Look, I could lie to you and say I was a Bones Hyland truther from day one, or would prefer Cam Thomas to Deuce, but that would be a lie. The team drafts these guys and I fall in love with them, that’s kind of how it works. I have friends that still give me shit because of the time I saw the Knicks play the Warriors in person Kevin Knox’s rookie year, and I couldn’t stop raving about how Draymond barely came up to his shoulder.

Because of my relationship with college ball, I’m not going to get terribly invested when the Knicks are drafting this deep. I read the names on the ticker, shrugged, read the draft grades, and waited for Summer League. A moment ago, I said the 2020 draft was the greatest the Knicks had in 15 years. What’s crazy is way outside the lottery, in a few years, there’s at least a chance we look back and say this was better. Grimes is going to be the kind of career 3&D guy the whole league is looking for, the early returns on Sims are giving poor man’s Jarrett Allen, and Deuce is a completely competent and serviceable, gritty as fuck back up point (for the time being!). I will keep it in my pants when it comes to Rokas, but only for now. Only for now.

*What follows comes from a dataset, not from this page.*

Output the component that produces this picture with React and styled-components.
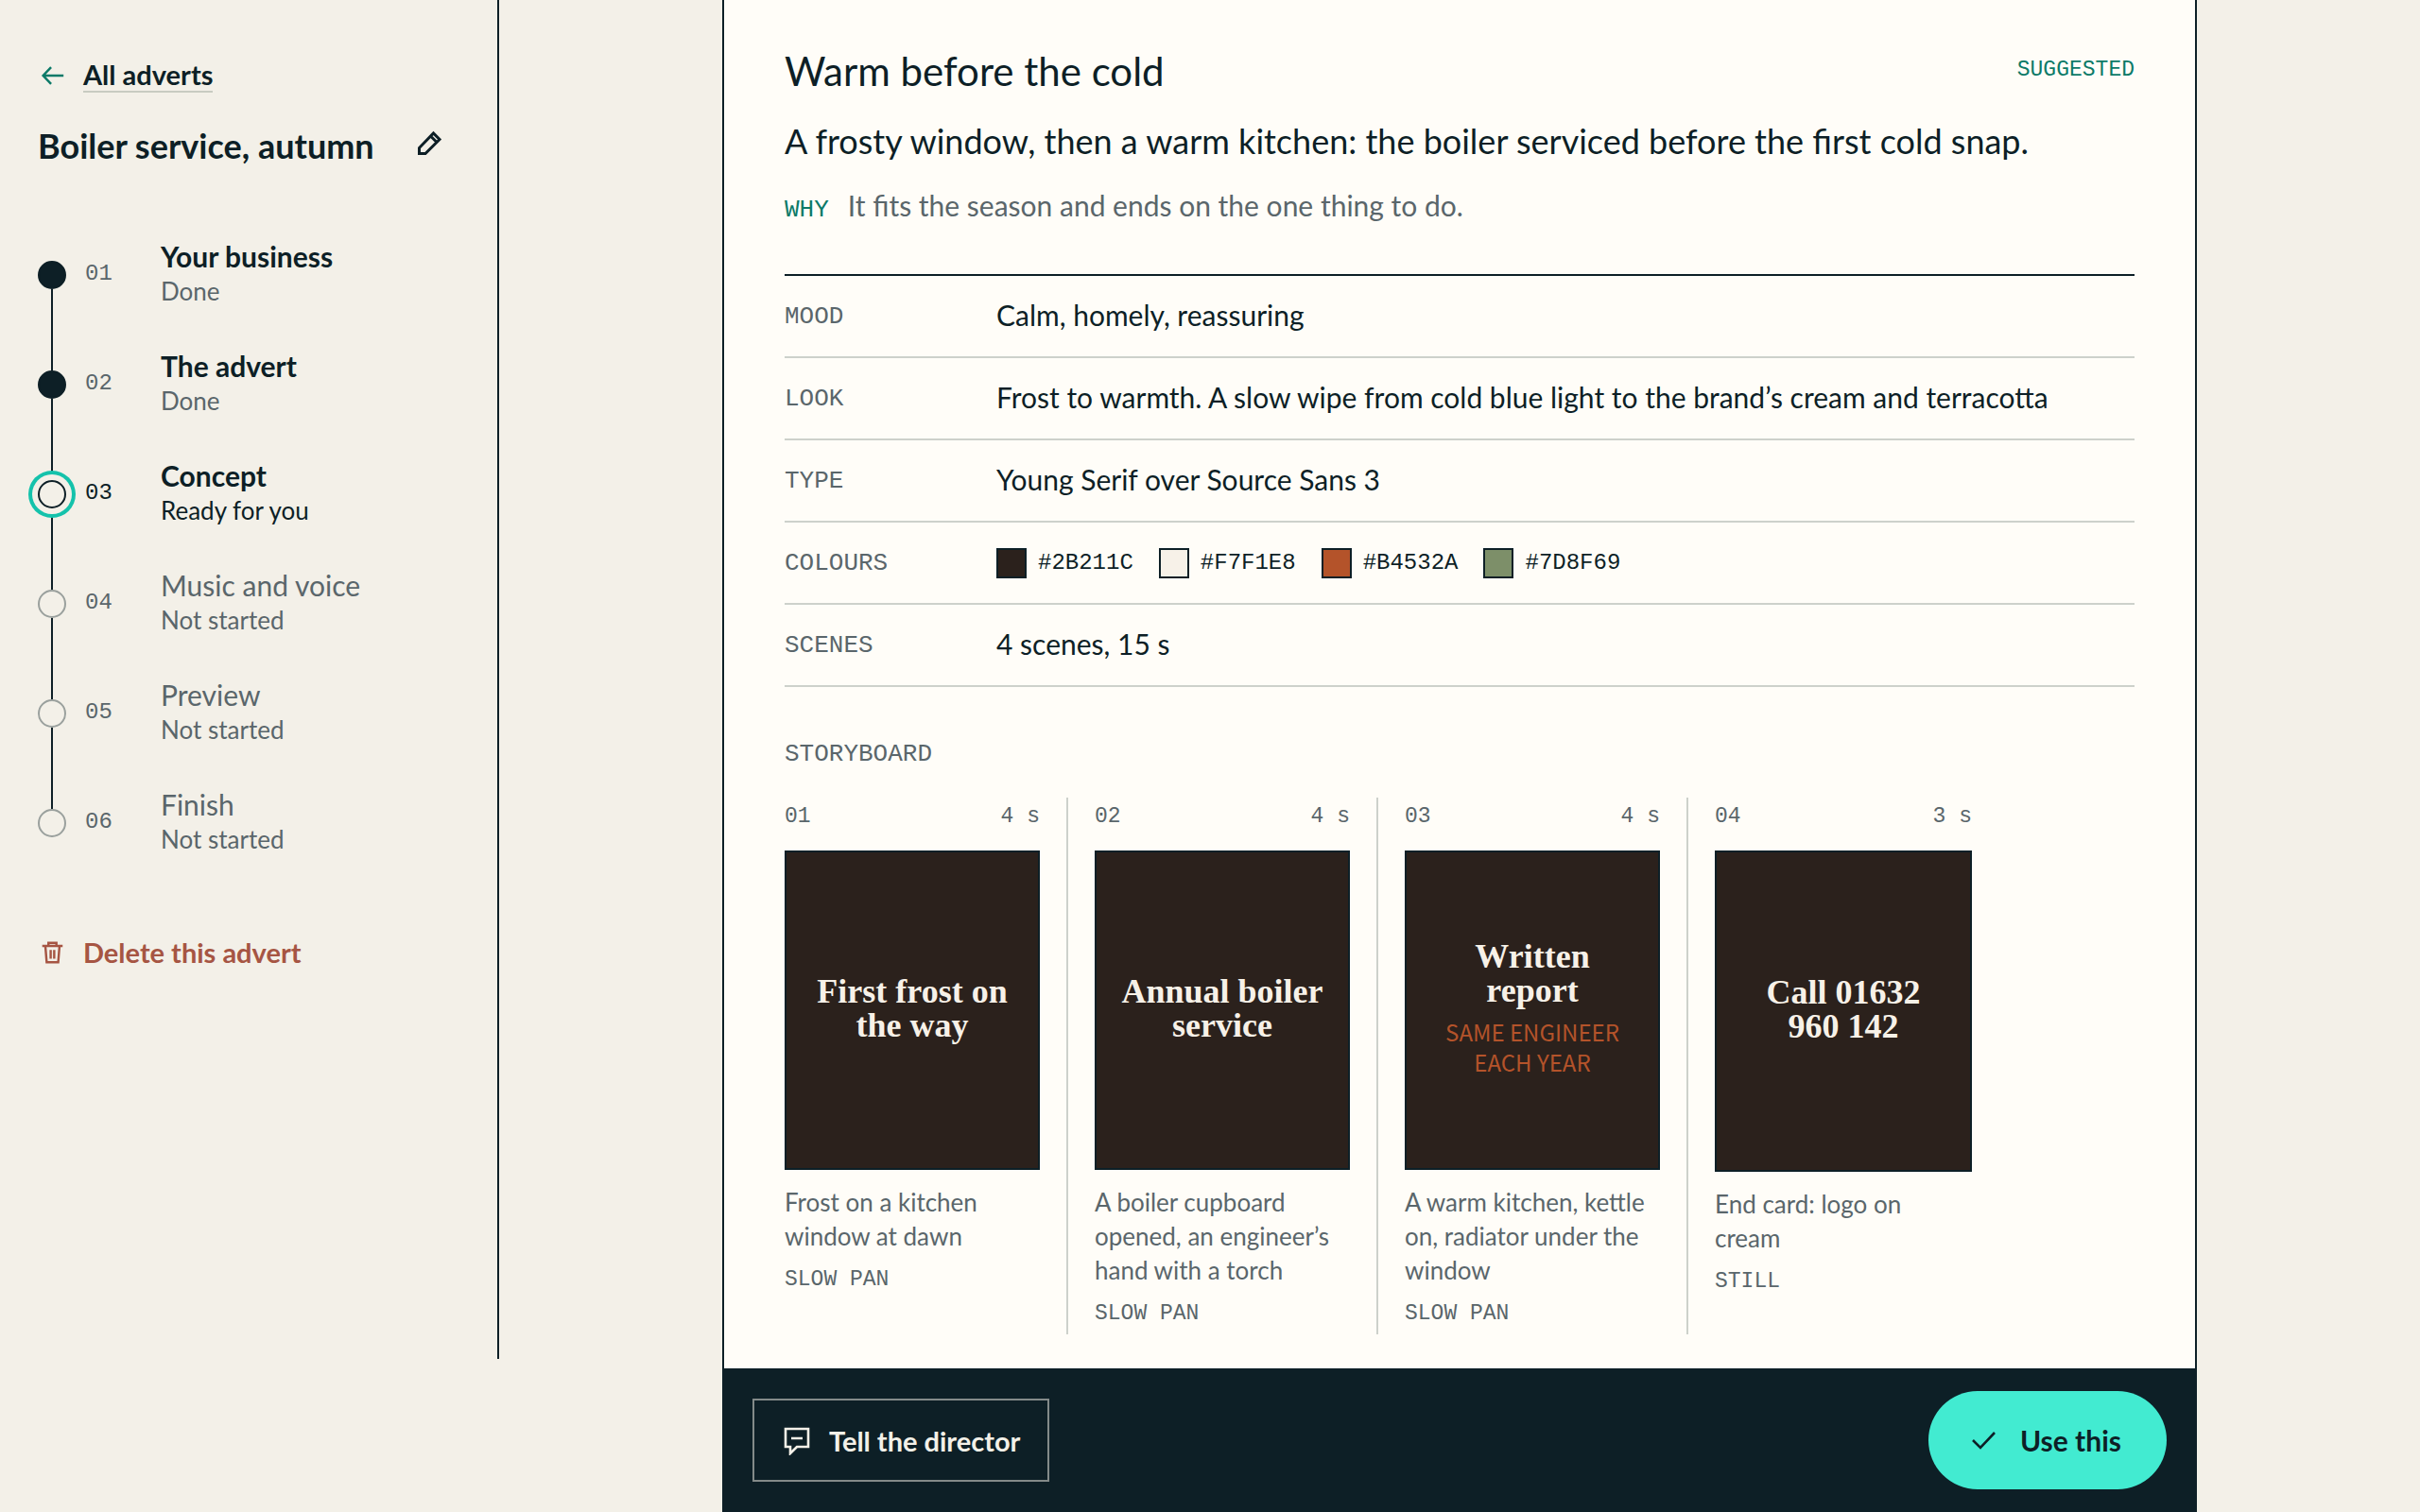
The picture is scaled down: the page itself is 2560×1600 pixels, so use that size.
import React from 'react';
import styled, { createGlobalStyle, css } from 'styled-components';

const ink = '#0d1f26';
const muted = '#5a666b';
const paper = '#f3f0e8';
const panel = '#fffdf8';
const hairline = '#cdd1cb';

const sans = "Lato, 'Open Sans', sans-serif";
const mono = "'Liberation Mono', 'DejaVu Sans Mono', monospace";
const serif = "'Liberation Serif', 'DejaVu Serif', serif";
const source = "'Noto Sans CJK JP', 'Noto Sans', sans-serif";

const GlobalStyle = createGlobalStyle`
  *, *::before, *::after {
    box-sizing: border-box;
  }
  body {
    margin: 0;
    background: ${paper};
    color: ${ink};
    font-family: ${sans};
  }
  h1, h2, h3, p, ol, dl, dd {
    margin: 0;
    padding: 0;
  }
  button {
    font: inherit;
    cursor: pointer;
  }
`;

const Page = styled.div`
  display: grid;
  grid-template-columns: 528px minmax(0, 1fr);
  min-height: 100vh;
`;

const Sidebar = styled.aside`
  height: calc(100vh - 162px);
  padding: 60px 56px 0 40px;
  border-right: 2px solid ${ink};
`;

const BackLink = styled.a`
  display: flex;
  align-items: center;
  gap: 18px;
  height: 40px;
  color: ${ink};
  font-size: 29px;
  font-weight: 700;
  line-height: 34px;
  text-decoration: none;
  svg {
    color: #0c7a68;
  }
`;

const Underlined = styled.span`
  border-bottom: 2px solid #c8cbc1;
`;

const AdvertHead = styled.div`
  display: flex;
  align-items: center;
  justify-content: space-between;
  height: 44px;
  margin-top: 32px;
`;

const AdvertName = styled.h1`
  font-size: 36px;
  font-weight: 700;
  line-height: 44px;
`;

const IconButton = styled.button`
  display: flex;
  padding: 0 0 4px;
  border: none;
  background: none;
  color: ${ink};
`;

const Steps = styled.ol`
  margin-top: 76px;
  list-style: none;
`;

const Step = styled.li`
  display: grid;
  grid-template-columns: 30px 60px 1fr;
  column-gap: 20px;
  height: 116px;
  color: ${(props) => (props.$state === 'current' ? ink : muted)};
`;

const Track = styled.span`
  display: flex;
  flex-direction: column;
  align-items: center;
  padding-top: 24px;
  margin-bottom: -24px;
  &::after {
    content: '';
    flex: 1;
    width: 2px;
    background: ${(props) => (props.$last ? 'transparent' : ink)};
  }
`;

const Dot = styled.span`
  z-index: 1;
  width: 30px;
  height: 30px;
  flex: none;
  border-radius: 50%;
  border: 2px solid #9aa09d;
  background: ${paper};
  ${(props) => props.$state === 'done' && css`
    border-color: ${ink};
    background: ${ink};
  `}
  ${(props) => props.$state === 'current' && css`
    border-color: ${ink};
    box-shadow: 0 0 0 6px ${paper}, 0 0 0 10px #14c2ab;
  `}
`;

const StepNumber = styled.span`
  padding-top: 24px;
  font-family: ${mono};
  font-size: 24px;
  line-height: 28px;
`;

const StepName = styled.h3`
  color: ${(props) => (props.$state === 'todo' ? muted : ink)};
  font-size: 30px;
  font-weight: ${(props) => (props.$state === 'todo' ? 400 : 700)};
  line-height: 38px;
`;

const StepStatus = styled.p`
  font-size: 26px;
  line-height: 36px;
`;

const DeleteButton = styled.button`
  display: flex;
  align-items: center;
  gap: 18px;
  margin-top: 40px;
  padding: 0;
  border: none;
  background: none;
  color: #a65543;
  font-size: 29px;
  font-weight: 700;
  line-height: 40px;
`;

const Main = styled.main`
  display: flex;
  justify-content: center;
`;

const Panel = styled.section`
  display: flex;
  flex-direction: column;
  width: 100%;
  max-width: 1560px;
  border: solid ${ink};
  border-width: 0 2px;
  background: ${panel};
`;

const PanelBody = styled.div`
  flex: 1;
  padding: 48px 64px 36px;
`;

const TitleRow = styled.div`
  display: flex;
  align-items: flex-start;
  justify-content: space-between;
`;

const Title = styled.h2`
  font-size: 42px;
  font-weight: 400;
  line-height: 54px;
`;

const Tag = styled.span`
  padding-top: 12px;
  color: #0c7a68;
  font-family: ${mono};
  font-size: 23px;
  line-height: 28px;
`;

const Tagline = styled.p`
  margin-top: 24px;
  font-size: 36px;
  line-height: 46px;
`;

const Reason = styled.p`
  display: flex;
  align-items: baseline;
  gap: 20px;
  margin-top: 25px;
  color: ${muted};
  font-size: 30px;
  line-height: 40px;
`;

const Label = styled.span`
  color: ${(props) => (props.$accent ? '#0c7a68' : muted)};
  font-family: ${mono};
  font-size: 26px;
  font-weight: 400;
`;

const Facts = styled.dl`
  margin-top: 48px;
  border-top: 2px solid ${ink};
`;

const Fact = styled.div`
  display: grid;
  grid-template-columns: 224px 1fr;
  align-items: center;
  height: 87px;
  border-bottom: 2px solid ${hairline};
`;

const FactValue = styled.dd`
  padding-bottom: 4px;
  font-size: 30px;
  line-height: 40px;
`;

const Swatches = styled.dd`
  display: flex;
  gap: 27px;
`;

const Swatch = styled.span`
  display: flex;
  align-items: center;
  gap: 12px;
  font-family: ${mono};
  font-size: 24px;
  line-height: 32px;
  &::before {
    content: '';
    width: 32px;
    height: 32px;
    border: 2px solid ${ink};
    background: ${(props) => props.$color};
  }
`;

const SectionTitle = styled.h3`
  margin-top: 55px;
  color: ${muted};
  font-family: ${mono};
  font-size: 26px;
  font-weight: 400;
  line-height: 32px;
`;

const Storyboard = styled.ol`
  display: flex;
  margin-top: 30px;
  list-style: none;
`;

const Scene = styled.li`
  width: 328px;
  min-height: 568px;
  padding: 6px 28px 8px;
  border-right: 2px solid ${hairline};
  &:first-child {
    width: 300px;
    padding-left: 0;
  }
  &:last-child {
    border-right: none;
  }
`;

const SceneHead = styled.div`
  display: flex;
  justify-content: space-between;
  color: ${muted};
  font-family: ${mono};
  font-size: 23px;
  line-height: 28px;
  margin-bottom: 22px;
`;

const Frame = styled.div`
  display: flex;
  flex-direction: column;
  align-items: center;
  justify-content: center;
  aspect-ratio: 4 / 5;
  padding: 0 24px 4px;
  border: 2px solid ${ink};
  background: #2b211c;
  text-align: center;
`;

const Headline = styled.p`
  color: #f7f1e8;
  font-family: ${serif};
  font-size: 36px;
  font-weight: 700;
  line-height: 36px;
`;

const Subline = styled.p`
  margin-top: 10px;
  color: #b4532a;
  font-family: ${source};
  font-size: 24px;
  line-height: 32px;
  text-transform: uppercase;
`;

const Caption = styled.p`
  margin-top: 16px;
  color: ${muted};
  font-size: 26px;
  line-height: 36px;
`;

const Motion = styled.p`
  margin-top: 14px;
  color: ${muted};
  font-family: ${mono};
  font-size: 23px;
  line-height: 28px;
  text-transform: uppercase;
`;

const ActionBar = styled.footer`
  display: flex;
  align-items: center;
  justify-content: space-between;
  height: 152px;
  padding: 0 30px;
  background: ${ink};
`;

const TellButton = styled.button`
  display: flex;
  align-items: center;
  gap: 18px;
  height: 88px;
  padding: 0 29px;
  border: 2px solid #838a89;
  background: none;
  color: ${paper};
  font-size: 29px;
  font-weight: 700;
`;

const UseButton = styled.button`
  display: flex;
  align-items: center;
  gap: 22px;
  height: 104px;
  padding: 0 48px 0 43px;
  border: none;
  border-radius: 52px;
  background: #42ebd1;
  color: ${ink};
  font-size: 30px;
  font-weight: 700;
`;

const Icon = ({ size = 32, weight = 2.6, children }) => (
  <svg width={size} height={size} viewBox="0 0 32 32" fill="none" stroke="currentColor" strokeWidth={weight} aria-hidden="true">
    {children}
  </svg>
);

const steps = [
  { name: 'Your business', status: 'Done', state: 'done' },
  { name: 'The advert', status: 'Done', state: 'done' },
  { name: 'Concept', status: 'Ready for you', state: 'current' },
  { name: 'Music and voice', status: 'Not started', state: 'todo' },
  { name: 'Preview', status: 'Not started', state: 'todo' },
  { name: 'Finish', status: 'Not started', state: 'todo' },
];

const colours = ['#2B211C', '#F7F1E8', '#B4532A', '#7D8F69'];

const scenes = [
  {
    time: '4 s', headline: 'First frost on the way', caption: 'Frost on a kitchen window at dawn', motion: 'Slow pan',
  },
  {
    time: '4 s', headline: 'Annual boiler service', caption: 'A boiler cupboard opened, an engineer’s hand with a torch', motion: 'Slow pan',
  },
  {
    time: '4 s', headline: 'Written report', subline: 'Same engineer each year', caption: 'A warm kitchen, kettle on, radiator under the window', motion: 'Slow pan',
  },
  {
    time: '3 s', headline: 'Call 01632 960 142', caption: 'End card: logo on cream', motion: 'Still',
  },
];

const number = (index) => `0${index + 1}`;

const App = () => (
  <>
    <GlobalStyle />
    <Page>
      <Sidebar>
        <BackLink href="#adverts">
          <Icon size={30}>
            <path d="M29 16H6M15 6.500L6 16l9 9.500" />
          </Icon>
          <Underlined>All adverts</Underlined>
        </BackLink>
        <AdvertHead>
          <AdvertName>Boiler service, autumn</AdvertName>
          <IconButton type="button" aria-label="Rename advert">
            <Icon weight={3}>
              <path d="M5.500 26.500v-6L20.500 5l6.500 6.500L12 26.500zM17.500 8l6.500 6.500" />
            </Icon>
          </IconButton>
        </AdvertHead>
        <Steps>
          {steps.map((step, index) => (
            <Step key={step.name} $state={step.state}>
              <Track $last={index === steps.length - 1}>
                <Dot $state={step.state} />
              </Track>
              <StepNumber>{number(index)}</StepNumber>
              <div>
                <StepName $state={step.state}>{step.name}</StepName>
                <StepStatus>{step.status}</StepStatus>
              </div>
            </Step>
          ))}
        </Steps>
        <DeleteButton type="button">
          <Icon size={30}>
            <path d="M5 8.500h23M12 8.500V5h9v3.500M8.500 8.500l1.500 18.500h13l1.500-18.500M14.500 13v10M18.500 13v10" />
          </Icon>
          Delete this advert
        </DeleteButton>
      </Sidebar>
      <Main>
        <Panel>
          <PanelBody>
            <TitleRow>
              <Title>Warm before the cold</Title>
              <Tag>SUGGESTED</Tag>
            </TitleRow>
            <Tagline>
              A frosty window, then a warm kitchen: the boiler serviced before the first cold snap.
            </Tagline>
            <Reason>
              <Label $accent>WHY</Label>
              It fits the season and ends on the one thing to do.
            </Reason>
            <Facts>
              <Fact>
                <Label as="dt">MOOD</Label>
                <FactValue>Calm, homely, reassuring</FactValue>
              </Fact>
              <Fact>
                <Label as="dt">LOOK</Label>
                <FactValue>
                  Frost to warmth. A slow wipe from cold blue light to the brand’s cream and terracotta
                </FactValue>
              </Fact>
              <Fact>
                <Label as="dt">TYPE</Label>
                <FactValue>Young Serif over Source Sans 3</FactValue>
              </Fact>
              <Fact>
                <Label as="dt">COLOURS</Label>
                <Swatches>
                  {colours.map((colour) => (
                    <Swatch key={colour} $color={colour}>{colour}</Swatch>
                  ))}
                </Swatches>
              </Fact>
              <Fact>
                <Label as="dt">SCENES</Label>
                <FactValue>4 scenes, 15 s</FactValue>
              </Fact>
            </Facts>
            <SectionTitle>STORYBOARD</SectionTitle>
            <Storyboard>
              {scenes.map((scene, index) => (
                <Scene key={scene.headline}>
                  <SceneHead>
                    <span>{number(index)}</span>
                    <span>{scene.time}</span>
                  </SceneHead>
                  <Frame>
                    <Headline>{scene.headline}</Headline>
                    {scene.subline ? <Subline>{scene.subline}</Subline> : null}
                  </Frame>
                  <Caption>{scene.caption}</Caption>
                  <Motion>{scene.motion}</Motion>
                </Scene>
              ))}
            </Storyboard>
          </PanelBody>
          <ActionBar>
            <TellButton type="button">
              <Icon>
                <path d="M4 4h24v19H16l-7 7v-7H4zM10 14h12" />
              </Icon>
              Tell the director
            </TellButton>
            <UseButton type="button">
              <Icon>
                <path d="M4 16l8 8L27 8" />
              </Icon>
              Use this
            </UseButton>
          </ActionBar>
        </Panel>
      </Main>
    </Page>
  </>
);

export default App;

My point is, you can see an immediate leap in evaluation and the clarity of thinking on behalf of the regime in the front office. Yes, Thibs is our coach for at least the beginning of next year, but if the Knicks keep drafting like this, sooner or later the team won’t have any sore Burks thumbs left for Thibs to play. I can’t wait to see what we do next (PRAY FOR JADEN IVEY!).